Quindi, se domani venisse un Sindaco in stile Homer Simpson, promettente di risolvere i problemi e migliorare i risultati, saremo a posto così?
La risposta è no, perché dopo la raccolta c’è il trattamento e l’eventuale riutilizzo.
Per quanto l’Italia abbia dei numeri importanti nel riciclo (76% di tutto il prodotto) va detto che fatichiamo a dare una seconda vita a quest’ingente mole di materiali. Per la plastica, ad esempio, solo il 43,5% viene infatti realmente trasformato in nuovi oggetti – peraltro di qualità spesso inferiore rispetto a quelli originali – mentre il resto va in discarica o all’inceneritore. Il tutto aggravato dalla decisione della Repubblica Popolare Cinese di non importare più la plastica dall’estero. Una decisione che interrompe, in piccola parte, quello scaricabarile odioso della nostra impronta ecologica, molto simile all’altra sfida planetaria della produzione di energia elettrica, che necessita un approfondimento specifico.

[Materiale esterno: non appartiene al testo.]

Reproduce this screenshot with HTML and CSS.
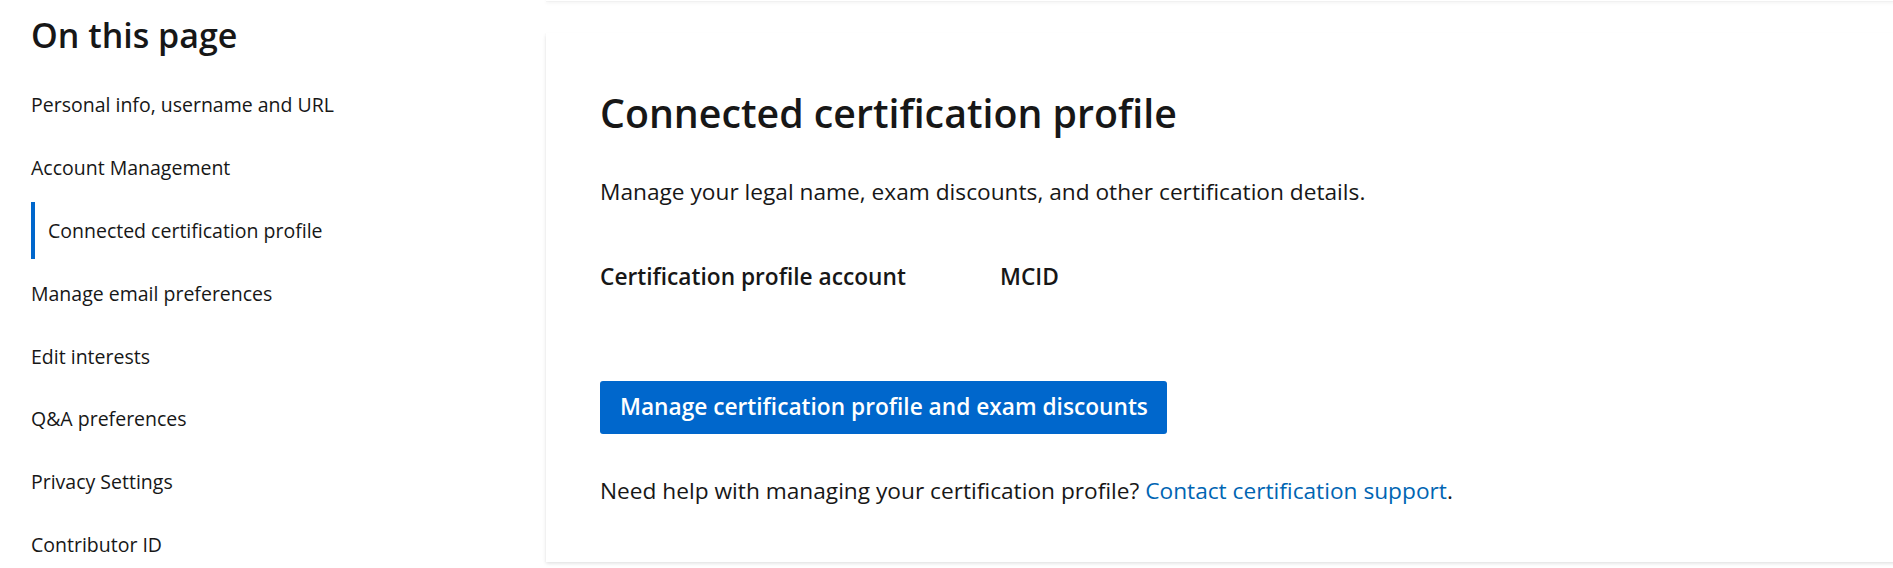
FILE: index.html
```html
<!DOCTYPE html>
<html lang="en">
<head>
<meta charset="utf-8">
<title>Connected certification profile</title>
<link rel="stylesheet" href="styles.css">
</head>
<body>
<div class="page">
  <nav class="toc">
    <h2 class="toc-title">On this page</h2>
    <ul class="toc-list">
      <li class="toc-item"><a class="toc-link" href="#">Personal info, username and URL</a></li>
      <li class="toc-item"><a class="toc-link" href="#">Account Management</a></li>
      <li class="toc-item"><a class="toc-link is-active" href="#">Connected certification profile</a></li>
      <li class="toc-item"><a class="toc-link" href="#">Manage email preferences</a></li>
      <li class="toc-item"><a class="toc-link" href="#">Edit interests</a></li>
      <li class="toc-item"><a class="toc-link" href="#">Q&amp;A preferences</a></li>
      <li class="toc-item"><a class="toc-link" href="#">Privacy Settings</a></li>
      <li class="toc-item"><a class="toc-link" href="#">Contributor ID</a></li>
    </ul>
  </nav>
  <main class="content">
    <div class="card card-prev"></div>
    <section class="card card-main">
      <h1 class="card-title">Connected certification profile</h1>
      <p class="card-desc">Manage your legal name, exam discounts, and other certification details.</p>
      <div class="field-row">
        <span class="field-label">Certification profile account</span>
        <span class="field-value">MCID</span>
      </div>
      <button class="btn-primary" type="button">Manage certification profile and exam discounts</button>
      <p class="help">Need help with managing your certification profile? <a class="link" href="#">Contact certification support</a>.</p>
    </section>
  </main>
</div>
</body>
</html>
```
FILE: styles.css
```css
html, body {
  margin: 0;
  padding: 0;
  background: #ffffff;
  overflow: hidden;
}

body {
  font-family: "Open Sans", "Noto Sans", sans-serif;
  color: #171717;
  font-size: 19.5px;
  line-height: 26px;
}

.page {
  display: flex;
  align-items: flex-start;
  width: 2000px;
}

.toc {
  flex: none;
  width: 515px;
  padding: 13px 0 0 31px;
}

.toc-title {
  margin: 0 0 16.8px 0;
  font-size: 34px;
  line-height: 44px;
  font-weight: 600;
  color: #171717;
}

.toc-list {
  list-style: none;
  margin: 0;
  padding: 0;
}

.toc-item {
  padding: 3px 0;
}

.toc-link {
  display: block;
  padding: 15.43px 0;
  color: #171717;
  text-decoration: none;
}

.toc-link.is-active {
  border-left: 4px solid #0067cc;
  padding-left: 13px;
}

.content {
  flex: none;
  width: 1440px;
  display: flex;
  flex-direction: column;
}

.card {
  background: #ffffff;
  box-shadow: 0 1.6px 3.6px 0 rgba(0, 0, 0, 0.13), 0 0.3px 0.9px 0 rgba(0, 0, 0, 0.11);
}

.card-prev {
  height: 1px;
}

.card-main {
  margin-top: 32px;
  padding: 55px 54px 55.95px 54px;
  font-size: 22.7px;
  line-height: 30px;
}

.card-title {
  margin: 0;
  font-size: 39.3px;
  line-height: 50px;
  font-weight: 600;
  color: #171717;
}

.card-desc {
  margin: 38.65px 0 0 0;
}

.field-row {
  display: flex;
  margin-top: 55.7px;
  font-weight: 600;
}

.field-label {
  width: 400px;
}

.btn-primary {
  display: block;
  margin-top: 88.65px;
  padding: 11.5px 19px 11.5px 20px;
  border: none;
  border-radius: 3px;
  background: #0067cc;
  color: #ffffff;
  font-family: inherit;
  font-size: 22.7px;
  line-height: 30px;
  font-weight: 600;
}

.help {
  margin: 42.05px 0 0 0;
}

.link {
  color: #0065b3;
  text-decoration: none;
}
```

Siena potrebbe quindi prendere l’occasione al volo (in Italia le strutture per il trattamento sono poche e con pochi margini riguardo i materiali), e assurgere a modello per l’Italia intera, predisponendo, attraverso l’intervento pubblico, una filiera innovativa che va dalla ricerca (necessario quindi il coinvolgimento dell’Università di Siena) alla realizzazione finale di manufatti utili alla comunità. Il tutto sfruttando quella rete di collaborazione già esistente, spesso osteggiata, che va dalla Provincia a tutti gli enti pubblici e privati che ne fanno parte.
Alcuni esempi virtuosi vicino a noi ne abbiamo (vedi per esempio il sistema di recupero dei prodotti assorbenti sorto a Treviso qualche anno fa), crediamoci.